● Given problem: List every line in this data where the string "components" occurs.

***

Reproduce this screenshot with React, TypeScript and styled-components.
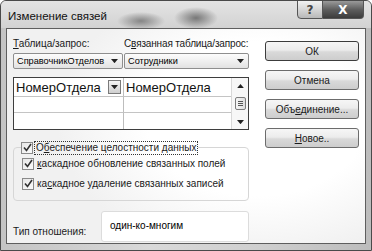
import styled, { createGlobalStyle } from "styled-components";

const GlobalStyle = createGlobalStyle`
  html, body { margin: 0; padding: 0; background: #ffffff; }
  body { font-family: "Liberation Sans", Arial, sans-serif; color: #1a1a1a; }
`;

const Window = styled.div`
  width: 372px;
  height: 251px;
  box-sizing: border-box;
  display: flex;
  flex-direction: column;
  border: 1px solid #4a4a4a;
  border-radius: 6px 6px 0 0;
  overflow: hidden;
  background: linear-gradient(90deg, #c4c4c4 0%, #d9d9d9 40%, #cfcfcf 70%, #bcbcbc 100%);
`;

const TitleBar = styled.div`
  height: 27px;
  display: flex;
  align-items: flex-start;
  padding-left: 7px;
  background:
    radial-gradient(ellipse 24px 9px at 140px 20px, #858585 0%, rgba(133,133,133,0) 100%),
    radial-gradient(ellipse 22px 11px at 195px 17px, #777 0%, rgba(119,119,119,0) 100%),
    linear-gradient(#e4e4e4 0%, #d2d2d2 100%);
`;

const Title = styled.span`
  font-family: "Liberation Sans", Arial, sans-serif;
  font-size: 11.5px;
  line-height: 30px;
  color: #111;
`;

const CaptionButtons = styled.div`
  margin-left: auto;
  margin-right: 7px;
  display: flex;
  margin-top: -1px;
`;

const CaptionButton = styled.div<{ $close?: boolean }>`
  width: ${(p) => (p.$close ? "41px" : "26px")};
  height: 19px;
  box-sizing: border-box;
  display: flex;
  align-items: center;
  justify-content: center;
  border: 1px solid #555;
  border-left: ${(p) => (p.$close ? "none" : "1px solid #555")};
  border-radius: ${(p) => (p.$close ? "0 0 4px 0" : "0 0 0 4px")};
  background: ${(p) =>
    p.$close
      ? "linear-gradient(#9a9a9a 0%, #5e5e5e 50%, #3c3c3c 100%)"
      : "linear-gradient(#f2f2f2 0%, #d6d6d6 50%, #b8b8b8 100%)"};
  color: ${(p) => (p.$close ? "#fff" : "#444")};
  font-family: "DejaVu Sans", sans-serif;
  font-weight: bold;
  font-size: 12px;
`;

const Body = styled.div`
  flex: 1;
  display: flex;
  padding: 0 5px 6px 5px;
`;

const Client = styled.div`
  flex: 1;
  display: flex;
  border: 1px solid #5e5e5e;
  padding: 8px 6px 0 6px;
  background: radial-gradient(ellipse 200px 140px at 250px 90px, #ffffff 55%, #f1f1f1 100%);
`;

const LeftColumn = styled.div`
  width: 236px;
  display: flex;
  flex-direction: column;
`;

const RightColumn = styled.div`
  margin-left: 16px;
  width: 94px;
  display: flex;
  flex-direction: column;
  gap: 9px;
  padding-top: 4px;
`;

const LabelRow = styled.div`
  display: grid;
  grid-template-columns: 111px 125px;
  height: 16px;
  font-size: 10px;
  line-height: 14px;
  white-space: nowrap;
  span:last-child {
    letter-spacing: -0.15px;
  }
`;

const ComboRow = styled.div`
  display: grid;
  grid-template-columns: 110px 125px;
  gap: 1px;
`;

const Combo = styled.div`
  height: 16px;
  box-sizing: border-box;
  display: flex;
  align-items: center;
  justify-content: space-between;
  padding: 0 4px 0 3px;
  border: 1px solid #8e8e8e;
  border-radius: 2px;
  background: linear-gradient(#fcfcfc 0%, #f0f0f0 50%, #e2e2e2 100%);
  font-size: 9.2px;
  color: #000;
  white-space: nowrap;
`;

const Arrow = ({ size = 7 }: { size?: number }) => (
  <svg width={size} height={size * 0.6} viewBox="0 0 10 6">
    <path d="M0 0 L10 0 L5 6 Z" fill="#222" />
  </svg>
);

const Grid = styled.div`
  margin-top: 8px;
  height: 53px;
  box-sizing: border-box;
  display: flex;
  border: 1px solid #3e3e3e;
  background: #fff;
`;

const Cells = styled.div`
  flex: 1;
  display: grid;
  grid-template-columns: 110px 1fr;
  grid-template-rows: 19px 16px 1fr;
`;

const Cell = styled.div<{ $last?: boolean }>`
  display: flex;
  align-items: center;
  padding-left: 2px;
  border-right: ${(p) => (p.$last ? "none" : "1px solid #bdbdbd")};
  border-bottom: 1px solid #c4c4c4;
  font-size: 13px;
  color: #111;
  &:nth-last-child(-n + 2) {
    border-bottom: none;
  }
`;

const DropButton = styled.div`
  margin-left: auto;
  margin-right: 2px;
  width: 13px;
  height: 14px;
  box-sizing: border-box;
  display: flex;
  align-items: center;
  justify-content: center;
  border: 1px solid #7a7a7a;
  background: linear-gradient(#f4f4f4, #cfcfcf);
`;

const Scrollbar = styled.div`
  width: 16px;
  border-left: 1px solid #d8d8d8;
  display: flex;
  flex-direction: column;
  align-items: center;
  justify-content: space-between;
  padding: 6px 0 5px;
  background: #f7f7f7;
`;

const Thumb = styled.div`
  width: 11px;
  height: 13px;
  box-sizing: border-box;
  border: 1px solid #7d7d7d;
  border-radius: 2px;
  background: linear-gradient(90deg, #f6f6f6, #dedede);
  display: flex;
  flex-direction: column;
  justify-content: center;
  align-items: center;
  gap: 1px;
  span {
    width: 5px;
    height: 1px;
    background: #555;
  }
`;

const Group = styled.fieldset`
  margin: 11px 0 0 0;
  padding: 0 0 0 8px;
  height: 60px;
  box-sizing: border-box;
  border: 1px solid #d6d6d6;
  border-radius: 4px;
  display: flex;
  flex-direction: column;
  gap: 7px;
`;

const Legend = styled.legend`
  padding: 0 1px 0 0;
  margin-left: -1px;
  margin-bottom: 3px;
`;

const CheckRow = styled.label<{ $focus?: boolean }>`
  display: flex;
  align-items: center;
  gap: 2px;
  height: 13px;
  font-size: 10px;
  color: #1a1a1a;
  white-space: nowrap;
  span {
    padding: 0 1px;
    outline: ${(p) => (p.$focus ? "1px dotted #333" : "none")};
    line-height: 12px;
  }
`;

const Box = styled.div`
  width: 12px;
  height: 12px;
  box-sizing: border-box;
  border: 1px solid #8a8a8a;
  background: linear-gradient(135deg, #e6e6e6, #fafafa);
  display: flex;
  align-items: center;
  justify-content: center;
`;

const CheckBox = () => (
  <Box>
    <svg width="9" height="9" viewBox="0 0 9 9">
      <path d="M1 4.5 L3.5 7.5 L8 1" stroke="#333" strokeWidth="1.6" fill="none" />
    </svg>
  </Box>
);

const RelationRow = styled.div`
  margin-top: 10px;
  display: flex;
  align-items: flex-end;
`;

const RelationLabel = styled.div`
  width: 88px;
  font-size: 10px;
  padding-bottom: 5px;
`;

const RelationBox = styled.div`
  width: 148px;
  height: 31px;
  box-sizing: border-box;
  border: 1px solid #dcdcdc;
  border-radius: 3px;
  background: #fff;
  padding: 8px 0 0 8px;
  font-size: 10px;
  color: #000;
`;

const Button = styled.div<{ $default?: boolean }>`
  height: 20px;
  box-sizing: border-box;
  display: flex;
  align-items: center;
  justify-content: center;
  border: 1px solid ${(p) => (p.$default ? "#3c3c3c" : "#6c6c6c")};
  border-radius: 3px;
  background: linear-gradient(#f6f6f6 0%, #ececec 45%, #d9d9d9 55%, #cdcdcd 100%);
  font-size: 10px;
  color: #1a1a1a;
`;

const Key = styled.u`
  text-decoration-thickness: 1px;
  text-underline-offset: 1px;
`;

export default function App() {
  return (
    <>
      <GlobalStyle />
      <Window>
        <TitleBar>
          <Title>Изменение связей</Title>
          <CaptionButtons>
            <CaptionButton>?</CaptionButton>
            <CaptionButton $close>X</CaptionButton>
          </CaptionButtons>
        </TitleBar>
        <Body>
          <Client>
            <LeftColumn>
              <LabelRow>
                <span>
                  <Key>Т</Key>аблица/запрос:
                </span>
                <span>
                  С<Key>в</Key>язанная таблица/запрос:
                </span>
              </LabelRow>
              <ComboRow>
                <Combo>
                  СправочникОтделов <Arrow />
                </Combo>
                <Combo>
                  Сотрудники <Arrow />
                </Combo>
              </ComboRow>
              <Grid>
                <Cells>
                  <Cell>
                    НомерОтдела
                    <DropButton>
                      <Arrow size={7} />
                    </DropButton>
                  </Cell>
                  <Cell $last>НомерОтдела</Cell>
                  <Cell />
                  <Cell $last />
                  <Cell />
                  <Cell $last />
                </Cells>
                <Scrollbar>
                  <svg width="7" height="4" viewBox="0 0 10 6">
                    <path d="M0 6 L10 6 L5 0 Z" fill="#222" />
                  </svg>
                  <Thumb>
                    <span />
                    <span />
                    <span />
                  </Thumb>
                  <Arrow size={7} />
                </Scrollbar>
              </Grid>
              <Group>
                <Legend>
                  <CheckRow $focus>
                    <CheckBox />
                    <span>
                      О<Key>б</Key>еспечение целостности данных
                    </span>
                  </CheckRow>
                </Legend>
                <CheckRow>
                  <CheckBox />
                  <span>
                    <Key>к</Key>аскадное обновление связанных полей
                  </span>
                </CheckRow>
                <CheckRow>
                  <CheckBox />
                  <span>
                    ка<Key>с</Key>кадное удаление связанных записей
                  </span>
                </CheckRow>
              </Group>
              <RelationRow>
                <RelationLabel>Тип отношения:</RelationLabel>
                <RelationBox>один-ко-многим</RelationBox>
              </RelationRow>
            </LeftColumn>
            <RightColumn>
              <Button $default>ОК</Button>
              <Button>Отмена</Button>
              <Button>
                Объ<Key>е</Key>динение...
              </Button>
              <Button>
                <Key>Н</Key>овое..
              </Button>
            </RightColumn>
          </Client>
        </Body>
      </Window>
    </>
  );
}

***

● Final answer:
Reproduce this screenshot with React, TypeScript and styled-components.
import styled, { createGlobalStyle } from "styled-components";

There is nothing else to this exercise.